▶ _Task instructions_
Using the listing below, please gather every line containing the word "screenshot".

▶ _Data rows_
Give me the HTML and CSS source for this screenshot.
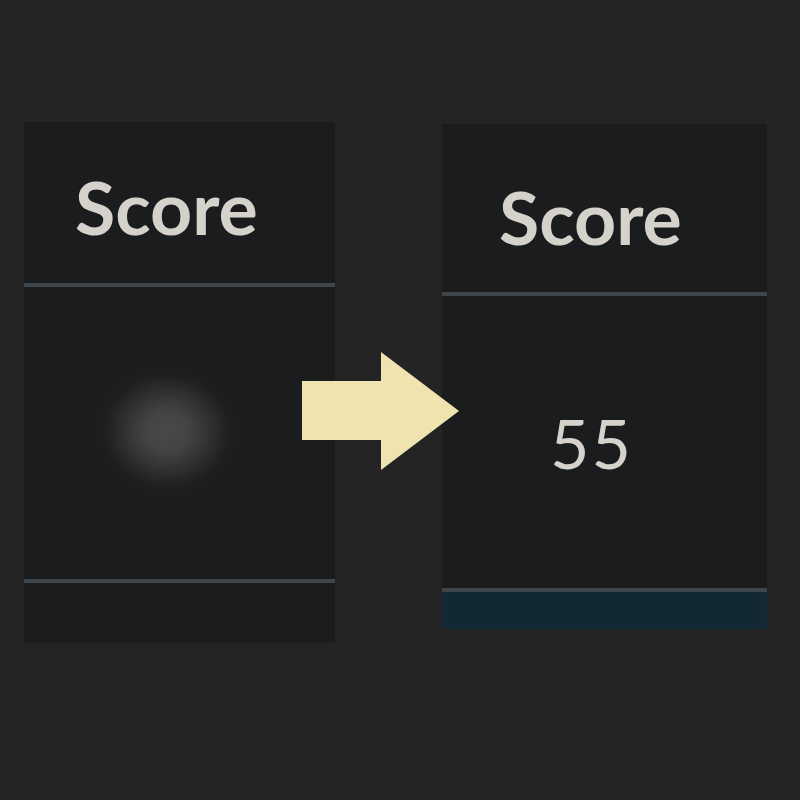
FILE: index.html
```html
<!DOCTYPE html>
<html>
<head>
<meta charset="utf-8">
<link rel="stylesheet" href="styles.css">
</head>
<body>
<div class="stage">
  <div class="card card-left">
    <div class="head head-left"><span class="title">Score</span></div>
    <div class="sep"></div>
    <div class="body"><div class="glow"></div></div>
    <div class="sep"></div>
    <div class="foot foot-left"></div>
  </div>
  <div class="card card-right">
    <div class="head head-right"><span class="title">Score</span></div>
    <div class="sep"></div>
    <div class="body"><span class="value">55</span></div>
    <div class="sep"></div>
    <div class="foot foot-right"></div>
  </div>
  <svg class="arrow" width="158" height="119" viewBox="0 0 158 119">
    <polygon points="0,29 79,29 79,0 157,59 79,118 79,88 0,88" fill="#efe3b0"/>
  </svg>
</div>
</body>
</html>
```
FILE: styles.css
```css
html, body {
  margin: 0;
  padding: 0;
  background: #242424;
  width: 800px;
  height: 800px;
  overflow: hidden;
}
.stage {
  position: relative;
  display: flex;
  align-items: flex-start;
  padding: 122px 0 0 24px;
  gap: 107px;
  font-family: Lato, "Open Sans", sans-serif;
}
.card {
  background: #1b1c1e;
  display: flex;
  flex-direction: column;
}
.card-left { width: 311px; }
.card-right { width: 325px; margin-top: 2px; }
.head {
  display: flex;
  align-items: flex-start;
  box-sizing: border-box;
}
.head-left { height: 161px; padding: 40px 0 0 51px; }
.head-right { height: 168px; padding: 48px 0 0 57px; }
.title {
  font-weight: 700;
  font-size: 73.5px;
  line-height: 90px;
  color: #d5d2cb;
}
.sep {
  height: 4px;
  background: #3e464b;
}
.body {
  height: 292px;
  display: flex;
  align-items: center;
  justify-content: center;
  position: relative;
}
.glow {
  width: 150px;
  height: 136px;
  margin: 0 20px 0 0;
  position: relative;
  top: -2px;
  left: -3px;
  background: radial-gradient(closest-side, rgba(72,73,72,1) 0%, rgba(68,69,68,0.95) 30%, rgba(58,59,59,0.6) 60%, rgba(40,41,42,0.25) 82%, rgba(27,28,30,0) 100%);
}
.value {
  font-size: 68px;
  color: #d5d2cb;
  font-weight: 400;
  letter-spacing: 2px;
  margin: 0 26px 0 0;
  position: relative;
}
.foot-left { height: 60px; }
.foot-right { height: 37px; background: #122934; }
.arrow {
  position: absolute;
  left: 302px;
  top: 352px;
}
```
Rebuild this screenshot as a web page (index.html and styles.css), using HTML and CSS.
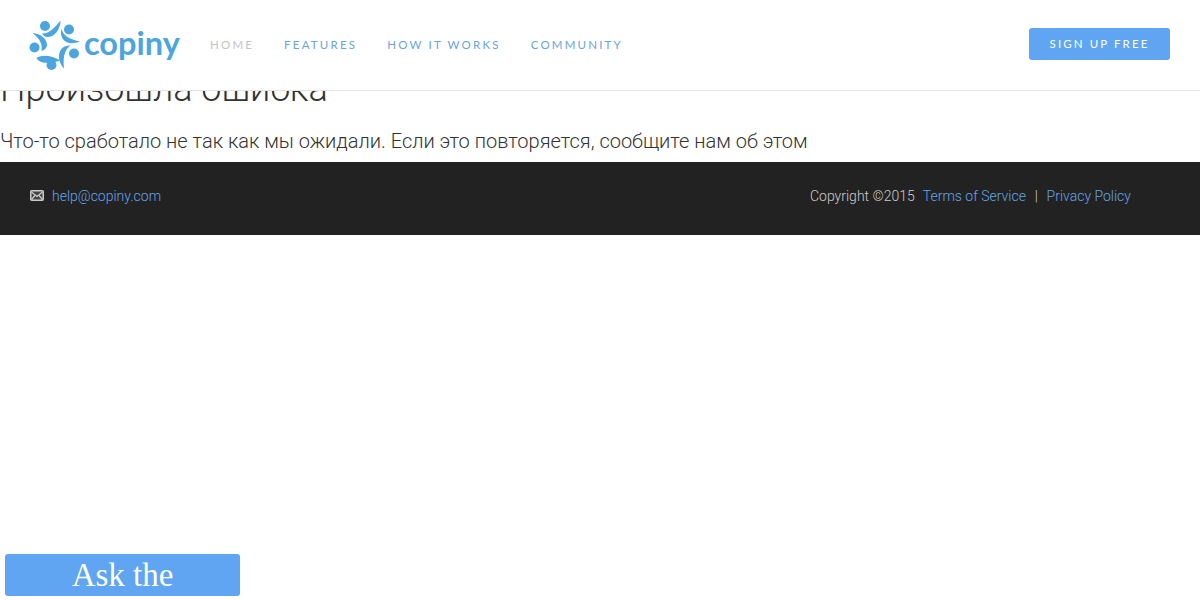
FILE: index.html
```html
<!DOCTYPE html>
<html lang="ru">
<head>
  <meta charset="UTF-8" />
  <title>Copiny</title>
  <link rel="stylesheet" href="styles.css">
</head>
<body>
  <header class="topbar">
    <a class="logo" href="#">
      <svg class="logo-mark" width="52" height="52" viewBox="29 19 52 52">
        <g fill="#4ba6df">
          <circle cx="45" cy="26" r="5" />
          <circle cx="69" cy="29.5" r="5" />
          <circle cx="34.5" cy="47.5" r="5" />
          <circle cx="74" cy="53.5" r="5" />
          <circle cx="51.5" cy="65" r="5" />
          <path d="M42 33.5C48 34 53 29.5 60.5 20.5C60.5 29 55 36.5 48.5 37C45.5 37.2 43.5 36 42 33.5Z" />
          <path d="M61.5 29C63 34.5 68 39 80 41.5C72.5 44.5 65.5 43.5 62.5 38.5C60.8 35.5 60.5 32 61.5 29Z" />
          <path d="M70.5 45.5C66 48.5 62.5 54.5 64 68.5C58.5 62.5 57.5 54.5 61 49.5C63 46.8 66.5 45.3 70.5 45.5Z" />
          <path d="M36.5 58C42 55 49 54.5 60.5 60.5C52 63 44 63.5 40 61.5C38.5 60.8 37.2 59.5 36.5 58Z" />
          <path d="M41.5 51C42.5 45.5 41 39.5 32.5 33C40.5 33.5 46.5 38.5 47 44.5C47.2 47.5 45 50 41.5 51Z" />
        </g>
      </svg>
      <span class="logo-text">copiny</span>
    </a>
    <nav class="mainnav">
      <a class="mainnav-link is-current" href="#">Home</a>
      <a class="mainnav-link" href="#">Features</a>
      <a class="mainnav-link" href="#">How it works</a>
      <a class="mainnav-link" href="#">Community</a>
    </nav>
    <a class="signup" href="#">Sign up free</a>
  </header>

  <main class="content">
    <h1 class="error-title">Произошла ошибка</h1>
    <p class="error-text">Что-то сработало не так как мы ожидали. Если это повторяется, сообщите нам об этом</p>
  </main>

  <footer class="footer">
    <div class="footer-mail">
      <svg class="mail-icon" width="14" height="11" viewBox="0 0 14 11">
        <rect x="0.75" y="0.75" width="12.5" height="9.5" rx="1" fill="#444" stroke="#ccc" stroke-width="1.5" />
        <path d="M1.5 2L7 6.4L12.5 2M1.5 9.5L5 5.5M12.5 9.5L9 5.5" fill="none" stroke="#ccc" stroke-width="1.2" />
      </svg>
      <a href="#">help@copiny.com</a>
    </div>
    <div class="footer-legal">
      <span class="copyright">Copyright ©2015</span>
      <a href="#">Terms of Service</a>
      <span class="sep">|</span>
      <a href="#">Privacy Policy</a>
    </div>
  </footer>

  <a class="ask" href="#">Ask the</a>
</body>
</html>
```

FILE: styles.css
```css
body {
  margin: 0;
  background: #fff;
  color: #333;
  font-family: Roboto, "Liberation Sans", sans-serif;
  font-weight: 300;
}
a {
  text-decoration: none;
}

/* header sits on top of the page, it covers part of the title */
.topbar {
  position: fixed;
  top: 0;
  left: 0;
  right: 0;
  z-index: 10;
  height: 90px;
  display: flex;
  align-items: center;
  padding: 0 30px;
  background: #fff;
  border-bottom: 1px solid #e4e4e4;
}
.logo {
  display: flex;
  align-items: center;
  gap: 3px;
  width: 180px;
  color: #4ba6df;
}
.logo-mark {
  margin-left: -1px;
}
.logo-text {
  font-family: Lato, sans-serif;
  font-size: 32.5px;
  font-weight: 700;
  line-height: 1;
  margin-top: -4px;
}
.mainnav {
  display: flex;
  gap: 30px;
  margin-top: -2px;
}
.mainnav-link {
  font-family: Lato, sans-serif;
  font-size: 11.5px;
  font-weight: 400;
  letter-spacing: 2.2px;
  text-transform: uppercase;
  color: #6ba3dd;
}
.mainnav-link.is-current {
  color: #c4c4c4;
}
.signup {
  margin-left: auto;
  margin-top: -2px;
  width: 141px;
  height: 32px;
  line-height: 32px;
  text-align: center;
  background: #5fa5f2;
  border-radius: 3px;
  color: #fff;
  font-family: Lato, sans-serif;
  font-size: 11.5px;
  font-weight: 400;
  letter-spacing: 2.1px;
  text-transform: uppercase;
}

.content {
  padding-top: 69px;
}
.error-title {
  margin: 0 0 19px;
  font-size: 36px;
  font-weight: 300;
  line-height: 40px;
  color: #333;
}
.error-text {
  margin: 0;
  padding-bottom: 8px;
  font-size: 20px;
  line-height: 26px;
  color: #333;
}

.footer {
  display: flex;
  justify-content: space-between;
  align-items: center;
  height: 73px;
  padding: 0 69px 5px 30px;
  box-sizing: border-box;
  background: #222;
  font-size: 14px;
  color: #ccc;
}
.footer a {
  color: #63a5ea;
}
.footer-mail {
  display: flex;
  align-items: center;
  gap: 8px;
}
.mail-icon {
  margin-top: -1px;
}
.footer-legal {
  display: flex;
  gap: 8px;
}
.sep {
  padding: 0 0.75px;
}

.ask {
  position: fixed;
  left: 5px;
  bottom: 4px;
  width: 235px;
  height: 42px;
  line-height: 42px;
  text-align: center;
  background: #5fa5f2;
  border-radius: 3px;
  color: #fff;
  font-family: "Liberation Serif", serif;
  font-size: 33px;
  font-weight: 400;
}
```
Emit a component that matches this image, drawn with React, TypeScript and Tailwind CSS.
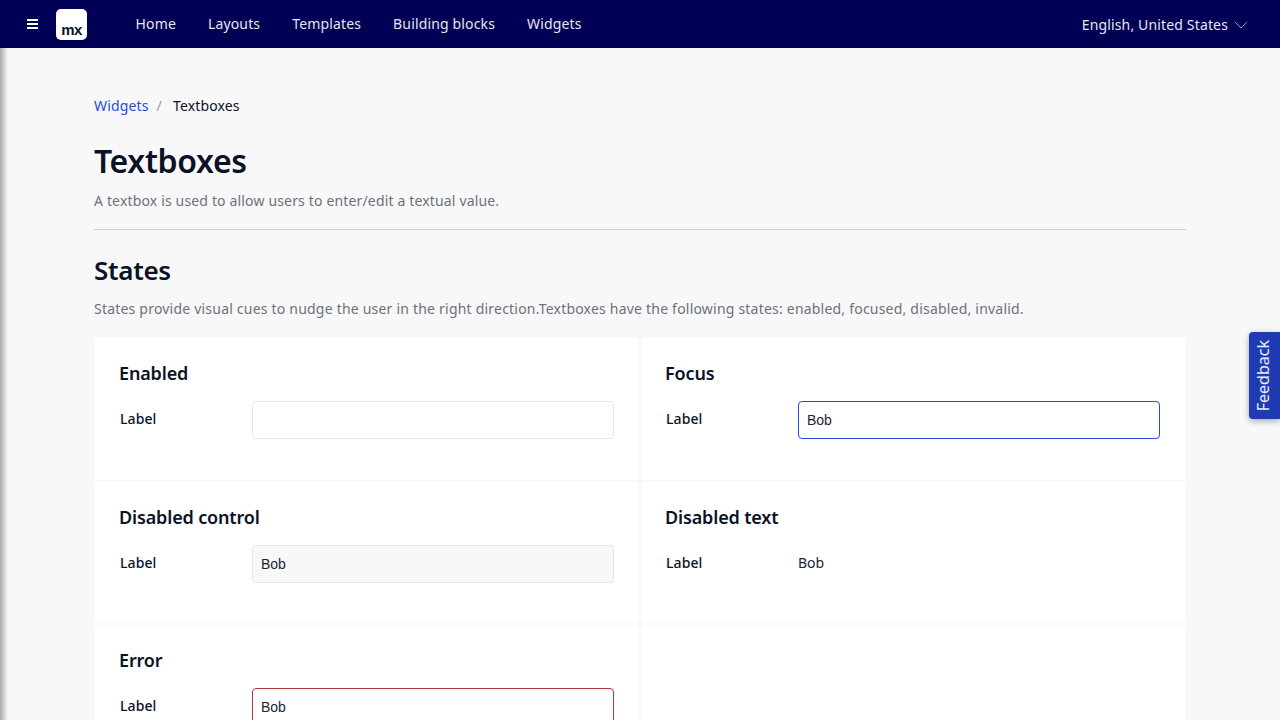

▶ _Response to this exercise_
Give me the HTML and CSS source for this screenshot.
Rebuild this screenshot as a web page (index.html and styles.css), using HTML and CSS.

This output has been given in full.